On the Robin spectrum for the equilateral triangle

TL;DR

This paper investigates the Robin eigenvalue spectrum of the equilateral triangle, providing bounds on spectral gaps, analyzing multiplicities, and exploring the distribution of eigenvalue spacings, revealing complex spectral properties.

Contribution

It offers new bounds on Robin-Neumann gaps, studies spectral multiplicities, and characterizes the eigenvalue spacing distribution for the equilateral triangle's Robin spectrum.

Findings

Robin-Neumann gaps are uniformly bounded by their mean value.

The spectrum exhibits arbitrarily large and small gaps.

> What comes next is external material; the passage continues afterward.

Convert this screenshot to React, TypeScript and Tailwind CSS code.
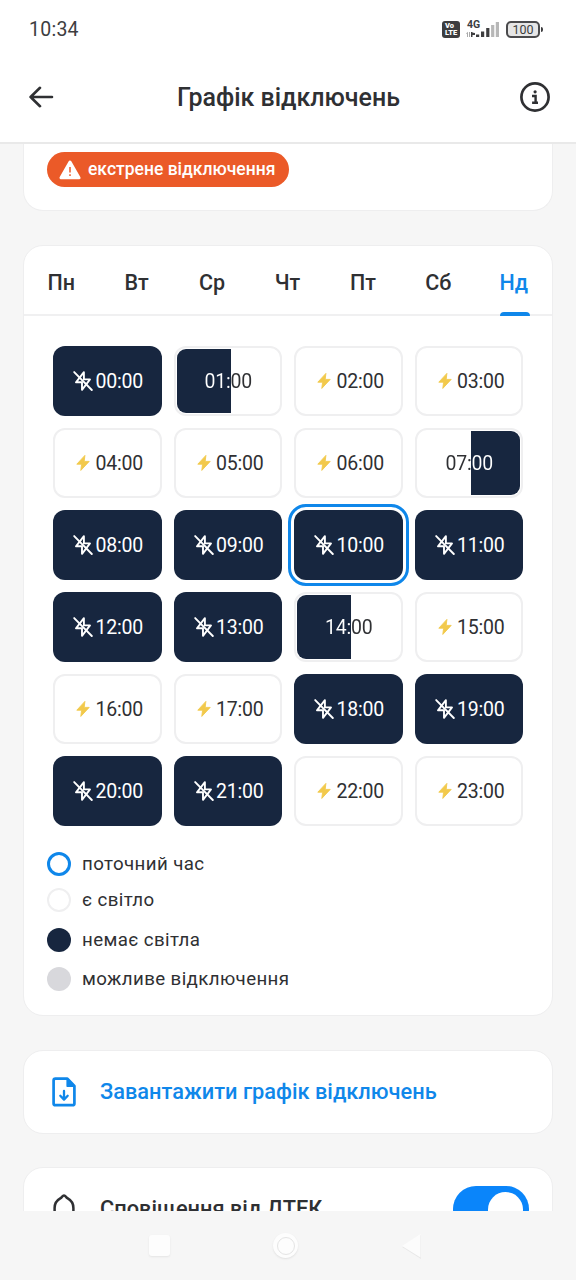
import React from "react";

type Kind = "on" | "off" | "offFirst" | "offSecond";

const KINDS: Kind[] = [
  "off", "offFirst", "on", "on",
  "on", "on", "on", "offSecond",
  "off", "off", "off", "off",
  "off", "off", "offFirst", "on",
  "on", "on", "off", "off",
  "off", "off", "on", "on",
];

const CURRENT_HOUR = 10;
const DAYS = ["Пн", "Вт", "Ср", "Чт", "Пт", "Сб", "Нд"];

function BoltIcon() {
  return (
    <svg viewBox="0 0 14 18" className="mr-[5px] h-[18px] w-[14px] shrink-0">
      <path d="M8.9 1.4 .8 10.2h4.8L4.8 16.4 13.2 7.4H8.2Z" fill="#f2c94c" stroke="#f2c94c" strokeWidth=".9" strokeLinejoin="round" />
    </svg>
  );
}

function BoltOffIcon() {
  return (
    <svg viewBox="0 0 20 20" className="mr-[2px] h-5 w-5 shrink-0" fill="none" stroke="#fff" strokeWidth="1.9" strokeLinejoin="round" strokeLinecap="round">
      <path d="M10.9 1.2 3 11.3h6L9 18.8 17 8.4h-6.1Z" />
      <path d="M1.2 1.1 18.8 19" />
    </svg>
  );
}

function Cell({ hour, kind }: { hour: number; kind: Kind }) {
  const label = `${String(hour).padStart(2, "0")}:00`;
  const text = "pt-px text-[19.5px] leading-[24px] tracking-[-0.2px]";
  if (kind === "off") {
    return (
      <div className={`flex h-[70px] items-center justify-center rounded-[12px] bg-[#17263f] pl-[2px] text-white ${hour === CURRENT_HOUR ? "outline-[3px] outline-offset-[3px] outline-[#0f87ea]" : ""}`}>
        <BoltOffIcon />
        <span className={text}>{label}</span>
      </div>
    );
  }
  if (kind === "on") {
    return (
      <div className="flex h-[70px] items-center justify-center rounded-[12px] border-2 border-[#efeff0] pl-[5px] text-[#2f3033]">
        <BoltIcon />
        <span className={text}>{label}</span>
      </div>
    );
  }
  const first = kind === "offFirst";
  return (
    <div className="grid h-[70px] rounded-[12px] border-2 border-[#efeff0]">
      <div
        className={
          first
            ? "col-start-1 row-start-1 mt-px mb-px ml-px w-[54px] rounded-l-[9px] bg-[#17263f]"
            : "col-start-1 row-start-1 mt-px mr-px mb-px w-[49px] justify-self-end rounded-r-[9px] bg-[#17263f]"
        }
      />
      <span
        className={`col-start-1 row-start-1 self-center bg-clip-text pl-px text-center text-transparent ${text} ${
          first
            ? "bg-[linear-gradient(90deg,#fff_55px,#2f3033_55px)]"
            : "bg-[linear-gradient(90deg,#2f3033_54.5px,#fff_54.5px)]"
        }`}
      >
        {label}
      </span>
    </div>
  );
}

function StatusBar() {
  return (
    <div className="flex h-[52px] items-center pt-[6px] pr-[33px] pl-[29px] text-[#3d3d3f]">
      <span className="pt-[2px] text-[19.5px] tracking-[0.25px]">10:34</span>
      <div className="ml-auto flex items-center">
        <div className="flex h-[17px] w-[18px] flex-col items-center justify-center rounded-[3px] bg-[#3d3d3f] text-[7.5px] leading-[7px] font-black text-white">
          <span className="self-start pl-[3px]">Vo</span>
          <span>LTE</span>
        </div>
        <div className="ml-[6px] flex h-[20px] w-[33px] flex-col">
          <span className="ml-[1px] h-[8px] text-[10.5px] leading-[11px] font-bold">4G</span>
          <svg viewBox="0 0 33 16" className="-mt-[6px] h-4 w-[33px] shrink-0">
            <path d="M0 12.5 2 10.8V16H1V13ZM3 11h1v5H3Z" fill="#aaa" />
            <path d="M5 11h1.5v5H5ZM6 11.5 9 12v2H6Z" fill="#3d3d3f" />
            <path d="M10 13.5h3.2V16H10ZM15 10.5h3.2V16H15ZM20.2 7h3.2v9h-3.2Z" fill="#3d3d3f" />
            <path d="M25.1 4h3.2v12h-3.2ZM29.8 1H33v15h-3.2Z" fill="#b7b7b7" />
          </svg>
        </div>
        <div className="ml-[7px] flex h-[17px] w-[34px] items-center justify-center rounded-[5px] border-2 border-[#4a4a4c] bg-[#e6e6e6] pt-px text-[12.5px] leading-[12px]">
          100
        </div>
        <div className="ml-px h-[5px] w-[2px] rounded-r bg-[#3d3d3f]" />
      </div>
    </div>
  );
}

function Header() {
  return (
    <header className="h-[144px] shrink-0 border-b-2 border-[#e9e9e9] bg-white">
      <StatusBar />
      <div className="flex h-[90px] items-center justify-between pr-[25px] pl-[28px]">
        <svg viewBox="0 0 27 22" className="h-[22px] w-[27px]" fill="none" stroke="#2f3033" strokeWidth="2.6" strokeLinecap="round" strokeLinejoin="round">
          <path d="M24 11H2.6M12 1.8 2.6 11 12 20.2" />
        </svg>
        <h1 className="pt-[2px] pl-[3px] text-[25px] leading-8 font-medium tracking-[-0.02px] whitespace-nowrap text-[#2f3033]">Графік відключень</h1>
        <svg viewBox="0 0 32 32" className="h-8 w-8" fill="none" stroke="#2f3033" strokeWidth="2.7">
          <circle cx="16" cy="16" r="13.6" />
          <path d="M13 15h3.6v7M13.1 21.8h5.9" strokeWidth="2.4" />
          <circle cx="16.1" cy="10.8" r="1.6" fill="#2f3033" stroke="none" />
        </svg>
      </div>
    </header>
  );
}

const card = "border border-[#eeeeef] bg-white";

export default function App() {
  return (
    <div className="flex h-[1280px] w-[576px] flex-col overflow-hidden bg-[#f6f6f6] font-[Roboto,sans-serif] text-[#2f3033]">
      <Header />
      <main className="min-h-0 flex-1 overflow-hidden px-[23px]">
        <section className={`h-[67px] rounded-b-[20px] px-[23px] pt-[8px] ${card} border-t-0`}>
          <div className="flex h-[35px] w-[242px] items-center rounded-full bg-[#eb5a28] pl-[12px] text-white">
            <svg viewBox="0 0 22 20" className="mr-[7px] h-[20px] w-[22px] shrink-0">
              <path d="M11 2 20 17.8H2Z" fill="#fff" stroke="#fff" strokeWidth="3" strokeLinejoin="round" />
              <path d="M11 7v5.5M11 14.2v1.8" stroke="#eb5a28" strokeWidth="1.5" />
            </svg>
            <span className="text-[17.5px] font-medium whitespace-nowrap">екстрене відключення</span>
          </div>
        </section>

        <section className={`mt-[34px] h-[771px] rounded-[20px] ${card}`}>
          <div className="grid h-[70px] grid-cols-7 border-b-2 border-[#f0f0f1]">
            {DAYS.map((d) => (
              <div key={d} className={`flex flex-col items-center pt-[23px] text-[21.5px] leading-[28px] font-medium ${d === "Нд" ? "text-[#0f87ea]" : ""}`}>
                <span className="pr-px">{d}</span>
                {d === "Нд" && <div className="mt-auto -mb-[2px] ml-px h-[4px] w-[30px] shrink-0 rounded-t-[4px] bg-[#0f87ea]" />}
              </div>
            ))}
          </div>
          <div className="mx-[29px] mt-[30px] grid grid-cols-4 gap-x-[12px] gap-y-[12px]">
            {KINDS.map((k, h) => (
              <Cell key={h} hour={h} kind={k} />
            ))}
          </div>
          <ul className="mt-[26px] ml-[22.5px] flex flex-col text-[18.7px] leading-6 tracking-[0.39px]">
            <li className="flex h-6 items-center gap-[11.5px]">
              <span className="h-6 w-6 rounded-full border-[3px] border-[#0f87ea]" />
              поточний час
            </li>
            <li className="mt-[12px] flex h-6 items-center gap-[11.5px]">
              <span className="h-6 w-6 rounded-full border-2 border-[#efeff0]" />
              є світло
            </li>
            <li className="mt-[16px] flex h-6 items-center gap-[11.5px]">
              <span className="h-6 w-6 rounded-full bg-[#17263f]" />
              немає світла
            </li>
            <li className="mt-[15px] flex h-6 items-center gap-[11.5px]">
              <span className="h-6 w-6 rounded-full bg-[#d8d8dc]" />
              можливе відключення
            </li>
          </ul>
        </section>

        <section className={`mt-[34px] flex h-[84px] items-center rounded-[20px] pl-[28px] text-[#0f87ea] ${card}`}>
          <svg viewBox="0 0 24 30" className="mr-[24px] h-[30px] w-[24px]" fill="none" stroke="#0f87ea" strokeWidth="2.7" strokeLinejoin="round" strokeLinecap="round">
            <path d="M3.4 1.6h12l7 7.3v17.5a1.8 1.8 0 0 1-1.8 1.8H3.4a1.8 1.8 0 0 1-1.8-1.8V3.4a1.8 1.8 0 0 1 1.8-1.8Z" />
            <path d="M15.2 2v7.2h7.2Z" fill="#0f87ea" strokeWidth="1.6" />
            <path d="M12 14v8.4M8.3 18.8l3.7 3.8 3.7-3.8" strokeWidth="2.3" />
          </svg>
          <span className="text-[21.8px] font-medium whitespace-nowrap">Завантажити графік відключень</span>
        </section>

        <section className={`mt-[33px] flex h-[84px] items-center rounded-[20px] pr-[23px] pl-[28px] ${card}`}>
          <svg viewBox="0 0 24 30" className="mr-[24px] h-[30px] w-[24px] shrink-0" fill="none" stroke="#2f3033" strokeWidth="2.5" strokeLinejoin="round" strokeLinecap="round">
            <path d="M12 1.6c-1.5 0-1.9 1.5-3.4 2.6C5 6.2 2.6 9.5 2.6 14v5L1 22.6h22L21.4 19v-5c0-4.5-2.4-7.8-6-9.8C13.9 3.1 13.5 1.6 12 1.6ZM9 26.5a3 3 0 0 0 6 0" />
          </svg>
          <span className="text-[21.8px] font-medium whitespace-nowrap">Сповіщення від ДТЕК</span>
          <div className="ml-auto flex h-[46px] w-[76px] items-center justify-end rounded-full bg-[#0a85fa] pr-[6px]">
            <div className="h-[35px] w-[35px] rounded-full bg-white" />
          </div>
        </section>
      </main>
      <nav className="flex h-[69px] shrink-0 items-center pl-[149px]">
        <div className="h-[21px] w-[21px] rounded-[3px] bg-[#fdfdfd] shadow-[0_1px_2px_#e4e4e4]" />
        <div className="ml-[103px] flex h-[25px] w-[25px] items-center justify-center rounded-full bg-[#fdfdfd] shadow-[0_1px_2px_#e0e0e0]">
          <div className="h-[18px] w-[18px] rounded-full border border-[#e4e4e4] bg-[#fdfdfd]" />
        </div>
        <svg viewBox="0 0 24 30" className="ml-[102px] h-[30px] w-6">
          <path d="M21 4v24L2 16Z" fill="#e8e8e8" />
          <path d="M20.5 3v23.5L2 15Z" fill="#fcfcfc" />
        </svg>
      </nav>
    </div>
  );
}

The eigenvalue spacing distribution is a delta function at zero.

Abstract

The equilateral triangle is one of the few planar domains where the Dirichlet and Neumann eigenvalue problems were explicitly determined, by Lam\'e in 1833, despite not admitting separation of variables. In this paper, we study the Robin spectrum of the equilateral triangle, which was determined by McCartin in 2004 in terms of a system of transcendental coupled secular equations. We give uniform upper bounds for the Robin-Neumann gaps, showing that they are bounded by their limiting mean value, which is hence an almost sure bound. The spectrum admits a systematic double multiplicity, and after removing it we study the gaps in the resulting desymmetrized spectrum. We show a spectral gap property, that there are arbitrarily large gaps, and also arbitrarily small ones, moreover that the nearest neighbour spacing distribution of the desymmetrized spectrum is a delta function at the origin. We show that for sufficiently small Robin parameter, the desymmetrized spectrum is simple.